Em música, não se conversa enquanto se toca, ela é som e pausa, elementos indissociáveis. E o silêncio interior lhe é parte fundamental, é a alma do fazer música, seja no estudo, seja no palco. Quando se toca, tem-se que estar envolvido em apenas uma coisa: o som, em estado de contemplação quase monástica.

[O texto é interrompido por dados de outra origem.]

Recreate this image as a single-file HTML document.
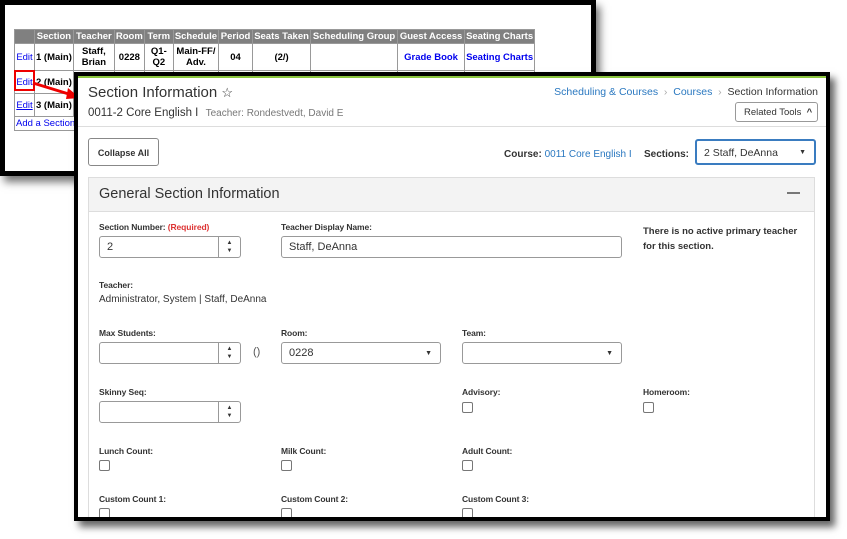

Corto aqui para lembrar o episódio do “Evangelho Segundo Lucas” (10:40), em que Maria contemplava Cristo quando Marta, irmã dela, reclamou ao Senhor da falta de ajuda nos afazeres domésticos. Jesus respondeu: “Maria escolheu a parte certa, que nunca lhe será tomada”, conforme explicou-me um doutor em teologia da Universidade de Chicago, versado nas línguas bíblicas – a tradução “vulgata” (popular) “Maria escolheu a melhor parte” parece acomodação. A contemplação é exercício espiritual milenar que ressurge no mundo cristão em “The Cloud of Unknowing” (“A Nuvem do Não Saber”, outro título em português não bem traduzido). O escrito original, de um monge beneditino inglês anônimo do séc. 14, é na verdade um guia para iniciação na meditação e no caminho a ser percorrido rumo ao estágio mais próximo do Altíssimo, a contemplação em transcendência terrena, que nada difere do que sempre foi praticado pelos monges budistas tibetanos.

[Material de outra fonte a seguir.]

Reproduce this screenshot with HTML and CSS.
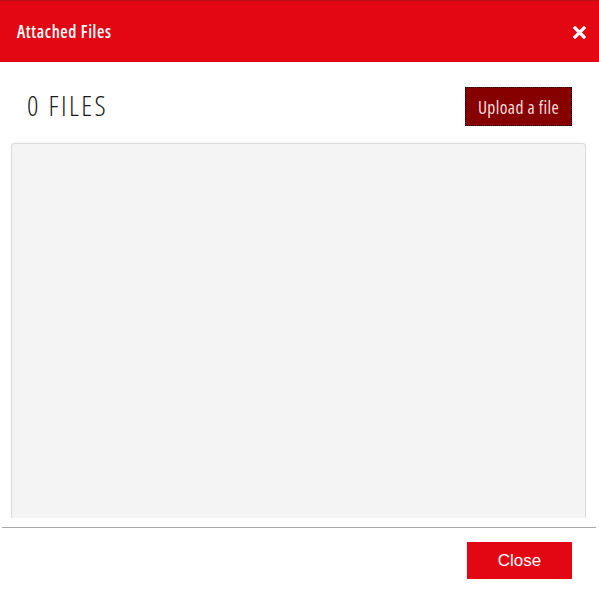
FILE: index.html
```html
<!DOCTYPE html>
<html>
<head>
<meta charset="utf-8">
<link rel="stylesheet" href="styles.css">
</head>
<body>
<div class="backdrop"></div>
<div class="modal">
  <header class="modal-header">
    <h1 class="modal-title">Attached Files</h1>
    <button class="icon-close" aria-label="Close">
      <svg width="13" height="13" viewBox="0 0 13 13"><path d="M2 2 L11 11 M11 2 L2 11" stroke="#fff" stroke-width="3.2" stroke-linecap="square"/></svg>
    </button>
  </header>
  <div class="modal-body">
    <div class="files-head">
      <h2 class="files-count">0 FILES</h2>
      <button class="upload-btn">Upload a file</button>
    </div>
    <div class="files-panel"></div>
  </div>
  <footer class="modal-footer">
    <button class="close-btn">Close</button>
  </footer>
</div>
</body>
</html>
```
FILE: styles.css
```css
html, body {
  margin: 0;
  padding: 0;
  background: #fff;
  width: 599px;
  height: 601px;
  overflow: hidden;
}
.backdrop {
  height: 1px;
  background: #b8111b;
}
.modal {
  display: flex;
  flex-direction: column;
}
.modal-header {
  height: 61px;
  background: #e30613;
  display: flex;
  align-items: center;
  justify-content: space-between;
  padding: 0 13px 0 17px;
}
.modal-title {
  margin: 0;
  font-family: "Open Sans", sans-serif;
  font-stretch: 75%;
  font-weight: 600;
  font-size: 17px;
  color: #fff;
  letter-spacing: 0.6px;
}
.icon-close {
  border: 0;
  background: none;
  padding: 0;
  width: 13px;
  height: 13px;
  display: flex;
  margin-top: 2px;
}
.modal-body {
  padding: 0 13px 0 11px;
  height: 456px;
  overflow: hidden;
}
.files-head {
  display: flex;
  justify-content: space-between;
  align-items: center;
  height: 81px;
  padding: 0 14px 0 16px;
}
.files-count {
  margin: 0;
  font-family: "Open Sans", sans-serif;
  font-stretch: 75%;
  font-weight: 300;
  font-size: 28px;
  color: #1a1a1a;
  letter-spacing: 2.4px;
  margin-top: 5px;
}
.upload-btn {
  width: 107px;
  height: 39px;
  background: #870000;
  border: 1px dotted #000;
  color: #f6dede;
  font-family: "Open Sans", sans-serif;
  font-stretch: 75%;
  font-size: 17.5px;
  letter-spacing: 0.4px;
  padding: 0;
  margin-top: 8px;
}
.files-panel {
  height: 380px;
  background: #f4f4f4;
  border: 1px solid #dcdcdc;
  border-bottom: 0;
  border-radius: 4px 4px 0 0;
  box-shadow: 0 -1px 2px rgba(0,0,0,0.05);
}
.modal-footer {
  margin: 9px 3px 0 2px;
  border-top: 1px solid #aaa;
  display: flex;
  justify-content: flex-end;
  padding: 14px 24px 0 0;
}
.close-btn {
  width: 105px;
  height: 37px;
  background: #e30613;
  border: 0;
  color: #fff;
  font-family: "Liberation Sans", Arial, sans-serif;
  font-size: 17px;
  padding: 0;
}
```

A boa música exige concentração, e com o progresso do artista, um grau crescente de alta introspecção. Ao topo do “Gradus ad Parnassum” (degraus, ou passos, para a perfeição) somente chegam os grandes músicos, o domínio dessa espiritualidade aliado a uma técnica adquirida com rigor quase canônico.

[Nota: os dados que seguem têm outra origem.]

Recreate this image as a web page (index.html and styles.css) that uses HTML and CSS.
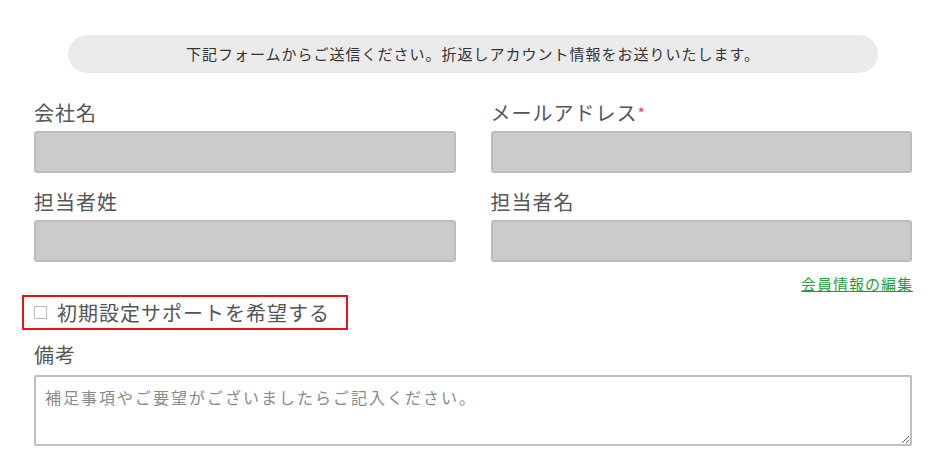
FILE: index.html
```html
<!DOCTYPE html>
<html lang="ja">
<head>
<meta charset="utf-8">
<link rel="stylesheet" href="styles.css">
</head>
<body>
<div class="page">
  <p class="notice">下記フォームからご送信ください。折返しアカウント情報をお送りいたします。</p>
  <div class="grid">
    <div class="field">
      <label class="label">会社名</label>
      <input class="input" type="text">
    </div>
    <div class="field">
      <label class="label">メールアドレス<span class="req">*</span></label>
      <input class="input" type="text">
    </div>
    <div class="field">
      <label class="label">担当者姓</label>
      <input class="input" type="text">
    </div>
    <div class="field">
      <label class="label">担当者名</label>
      <input class="input" type="text">
    </div>
  </div>
  <div class="link-row"><a class="edit-link" href="#">会員情報の編集</a></div>
  <label class="support"><span class="box"></span>初期設定サポートを希望する</label>
  <div class="field notes">
    <label class="label">備考</label>
    <textarea class="textarea" placeholder="補足事項やご要望がございましたらご記入ください。"></textarea>
  </div>
</div>
</body>
</html>
```
FILE: styles.css
```css
* { box-sizing: border-box; }
html, body { margin: 0; padding: 0; background: #fff; }
body {
  font-family: "Noto Sans CJK JP", "Noto Sans", sans-serif;
  color: #555;
}
.page {
  padding: 35px 34px 0;
}
.notice {
  margin: 0 34px;
  height: 38px;
  border-radius: 19px;
  background: #ebebeb;
  color: #333;
  font-size: 15px;
  letter-spacing: 1px;
  line-height: 38px;
  text-align: center;
}
.grid {
  display: grid;
  grid-template-columns: 1fr 1fr;
  column-gap: 35px;
  row-gap: 15px;
  margin-top: 26px;
}
.field {
  display: flex;
  flex-direction: column;
}
.label {
  font-size: 20px;
  letter-spacing: 1px;
  line-height: 28px;
  margin-bottom: 4px;
  color: #555;
}
.req {
  color: #f0476a;
  font-size: 16px;
  vertical-align: top;
  margin-left: 0;
}
.input {
  height: 42px;
  border: 2px solid #bdbdbd;
  border-radius: 3px;
  background: #cbcbcb;
  width: 100%;
}
.link-row {
  display: flex;
  justify-content: flex-end;
  margin-top: 11px;
}
.edit-link {
  font-size: 15px;
  letter-spacing: 1px;
  margin-right: -1px;
  line-height: 22px;
  color: #1f9e3a;
  text-decoration: underline;
}
.support {
  display: inline-flex;
  align-items: center;
  margin-left: -12px;
  margin-top: 0;
  height: 35px;
  padding: 0 10px 0 10px;
  border: 2px solid #ee1111;
  font-size: 20px;
  letter-spacing: 1px;
  color: #555;
  width: 326px;
}
.box {
  display: inline-block;
  width: 13px;
  height: 13px;
  border: 1px solid #bbb;
  margin-right: 10px;
  background: #fff;
}
.notes {
  margin-top: 11px;
}
.label + .textarea { margin-top: 2px; }
.textarea {
  height: 71px;
  width: 100%;
  border: 2px solid #c0c0c0;
  border-radius: 2px;
  padding: 8px 9px;
  font-family: "Noto Sans CJK JP", "Noto Sans", sans-serif;
  font-size: 16px;
  letter-spacing: 2px;
  line-height: 24px;
  color: #555;
  resize: both;
}
.textarea::placeholder { color: #8a8a8a; }
```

No início de 2007, participei de um seminário em São Paulo que avaliaria o que vinha sendo produzido com os milhares de jovens do Projeto Guri, um projeto social como fim e musical como meio, especialmente em áreas mais pobres na capital e no interior. Lembro-me de ter trazido o músico Sidney Mattos, que havia ido parar na França depois de ter participado do GUM (Grupo Universitário de Música) de Gonzaguinha, Ivan Lins e outros estudantes, ocasião em que o conheci. Sidney ficou paraplégico após uma cirurgia na coluna, e hoje se dedica a uma ONG que trabalha com jovens em uma favela carioca. Nossas palestras e reuniões com orientadores do Guri foram muito proveitosas – não apenas pelo que pudemos acrescentar-lhes, mas também pelo que aprendemos sobre o papel da música nos segmentos mais carentes da sociedade. Impressionou-me de maneira especial o depoimento de pessoas que trabalhavam com jovens internos do “Casa” (antiga Febem). Nas rebeliões, colchões foram queimados e até mortes aconteceram, mas uma coisa nos marcou: a sala de instrumentos era sagrada, ninguém depredava, era o símbolo do acesso à liberdade via conquista interior. A música lhes servia como elemento mágico! Salto mais para trás: nos anos 1970, toquei com uma big-band no Presídio Frei Caneca, no Rio (construído em 1850, implodido em 2010). Auditório abarrotado, perguntei a um dos policiais se havia perigo de uma rebelião. Calmo, ele sorriu e respondeu que não, nas apresentações musicais os presos se transformavam.

Costurando aqui o primeiro parágrafo deste texto, há dias uma reportagem na TV narrou o caso do juiz Dalmir Franklin de Júnior, de Passo Fundo, no RS, musicista amador na juventude que passou a tirar a toga depois do expediente para aplicar sua experiência musical junto aos próprios jovens por ele mesmo condenados na Vara da Infância e da Juventude: com a ajuda do músico Marcelo Pimentel, o magistrado, baixo elétrico nas mãos e um microfone, tocou acompanhado pela Banda de Percussão Liberdade, formada por jovens apenados. O comentário da promotora local foi sábio: “Todos são iguais perante a música”, e isso pode ser interpretado como uma comunhão entre a Justiça e infratores que ela mesma condena. Os depoimentos daqueles internos e dos que já estavam livres após cumprirem sua pena soaram quase em uma só voz, ilustrando o achado da representante do Ministério Público: “Todos são iguais perante a música”. Pois se “todos são iguais perante a lei”, conforme reza o artigo 5o da Constituição, também o devem ser na vida espiritual os que através da música se elevam e se iluminam. A música liberta!